What is Data Matching and Deduplication?

The two terms data matching and deduplication are often used synonymously.

In the data quality world deduplication is used to describe a process where two or more data records, that describes the same real-world entity, are merged into one golden record. This can be executed in different ways as told in the post Three Master Data Survivorship Approaches.

Data matching can be seen as an overarching discipline to deduplication. Data matching is used to identify the duplicate candidates in deduplication. Data matching can also be used to identify matching data records between internal and external data sources as examined in the post Third-Party Data Enrichment in MDM and DQM.
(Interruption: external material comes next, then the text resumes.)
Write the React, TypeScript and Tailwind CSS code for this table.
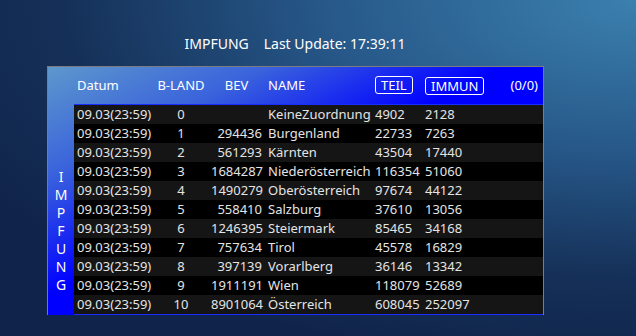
const rows = [
  ["0", "", "KeineZuordnung", "4902", "2128"],
  ["1", "294436", "Burgenland", "22733", "7263"],
  ["2", "561293", "Kärnten", "43504", "17440"],
  ["3", "1684287", "Niederösterreich", "116354", "51060"],
  ["4", "1490279", "Oberösterreich", "97674", "44122"],
  ["5", "558410", "Salzburg", "37610", "13056"],
  ["6", "1246395", "Steiermark", "85465", "34168"],
  ["7", "757634", "Tirol", "45578", "16829"],
  ["8", "397139", "Vorarlberg", "36146", "13342"],
  ["9", "1911191", "Wien", "118079", "52689"],
  ["10", "8901064", "Österreich", "608045", "252097"],
];

const cols = "grid grid-cols-[77px_60px_53px_108px_50px_1fr]";

export default function App() {
  return (
    <div
      className="w-[636px] h-[336px] overflow-hidden bg-[radial-gradient(ellipse_120%_110%_at_100%_0%,#3b80ae_0%,#27598a_40%,#153058_75%,#10244b_100%)] text-[13px] text-[#e4e4e4]"
      style={{ fontFamily: '"Noto Sans", "Open Sans", sans-serif' }}
    >
      {/* Title */}
      <div className="ml-[47px] w-[496px] pt-[34px] h-[66px] flex justify-center gap-[15px] text-[14px] leading-5 text-white">
        <span>IMPFUNG</span>
        <span>Last Update: 17:39:11</span>
      </div>

      {/* Panel */}
      <div className="ml-[47px] w-[497px] border-t border-l border-r border-[#7c7c80] bg-[linear-gradient(to_bottom_right,#5d98cc_0%,#3a63dc_22%,#0000ff_46%)]">
        {/* Header */}
        <div className={`${cols} ml-[26px] h-[37px] items-center text-white`}>
          <span className="pl-[3px]">Datum</span>
          <span className="text-center">B-LAND</span>
          <span className="text-center pr-[2px]">BEV</span>
          <span className="pl-[4px]">NAME</span>
          <span className="pl-[3px]">
            <span className="inline-block border border-white rounded-[3px] px-[5px] leading-[16px]">TEIL</span>
          </span>
          <span className="pl-[3px] flex items-center justify-between pr-[5px]">
            <span className="inline-block border border-white rounded-[3px] px-[5px] leading-[16px]">IMMUN</span>
            <span>(0/0)</span>
          </span>
        </div>

        <div className="flex">
          {/* Side label */}
          <div className="w-[26px] flex flex-col items-center pt-[64px] text-[14px] leading-[18px] text-white">
            {"IMPFUNG".split("").map((c, i) => (
              <span key={i}>{c}</span>
            ))}
          </div>

          {/* Rows */}
          <div className="flex-1 border-t border-b border-[#1b2cff]">
            {rows.map((r, i) => (
              <div
                key={i}
                className={`${cols} h-[19px] items-center leading-[19px] ${i % 2 === 0 ? "bg-[#151515]" : "bg-black"}`}
              >
                <span className="pl-[3px]">09.03(23:59)</span>
                <span className="text-center">{r[0]}</span>
                <span className="text-right pr-[2px]">{r[1]}</span>
                <span className="pl-[4px] whitespace-nowrap">{r[2]}</span>
                <span className="pl-[3px]">{r[3]}</span>
                <span className="pl-[3px]">{r[4]}</span>
              </div>
            ))}
          </div>
        </div>
      </div>
    </div>
  );
}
As an end-user organization you can implement data matching / deduplication technology from either pure play Data Quality Management (DQM) solution providers or through data management suites and Master Data Management (MDM) solutions as reported in the post DQM Tools In and Around MDM Tools.

When matching internal data records against external sources one often used approach is utilizing the data matching capabilities at the third-party data provider. Such providers as Dun & Bradstreet (D&B), Experian and others offer this service in addition to offering the third-party data.

To close the circle, end-user organizations can use the external data matching result to improve the internal deduplication and more. One example is to apply a matched duns-numbers from D&B for company records as a strong deduplication candidate selection criterium. In addition, such data matching results may often result not in a deduplication, but in building hierarchies of master data.

Data Matching and Deduplication

This site has a list of the most innovative providers of data matching and deduplication tools stretching from best-of-breed solutions for Articficial Intelligence (AI) underpinned data matching and deduplication specialists to Master Data Management (MDM) solutions that include data matching and deduplication capabilities. Check the list here.

What is a Golden Record within Data Management?

The term golden record is a core concept within Master Data Management (MDM) and Data Quality Management (DQM). A golden record is a representation of a real world entity. This representation may be compiled from multiple different representations of that entity in a single or in multiple different databases within the enterprise system landscape.

A golden record is optimized towards meeting data quality dimensions as:

  • Being a unique representation of the real world entity described
  • Having a complete description of that entity covering all purposes of use in the enterprise
  • Holding the most current and accurate data values for the entity described

In Multidomain MDM we work with a range of different entity types as party (with customer, supplier, employee and other roles), location, product and asset. The golden record concept applies to all of these entity types, but in slightly different ways.

Party Golden Record

Having a golden record that facilitates a single view of a customer is probably the most known example of using the golden record concept. Managing customer records and dealing with duplicates of those is the most frequent data quality issue around.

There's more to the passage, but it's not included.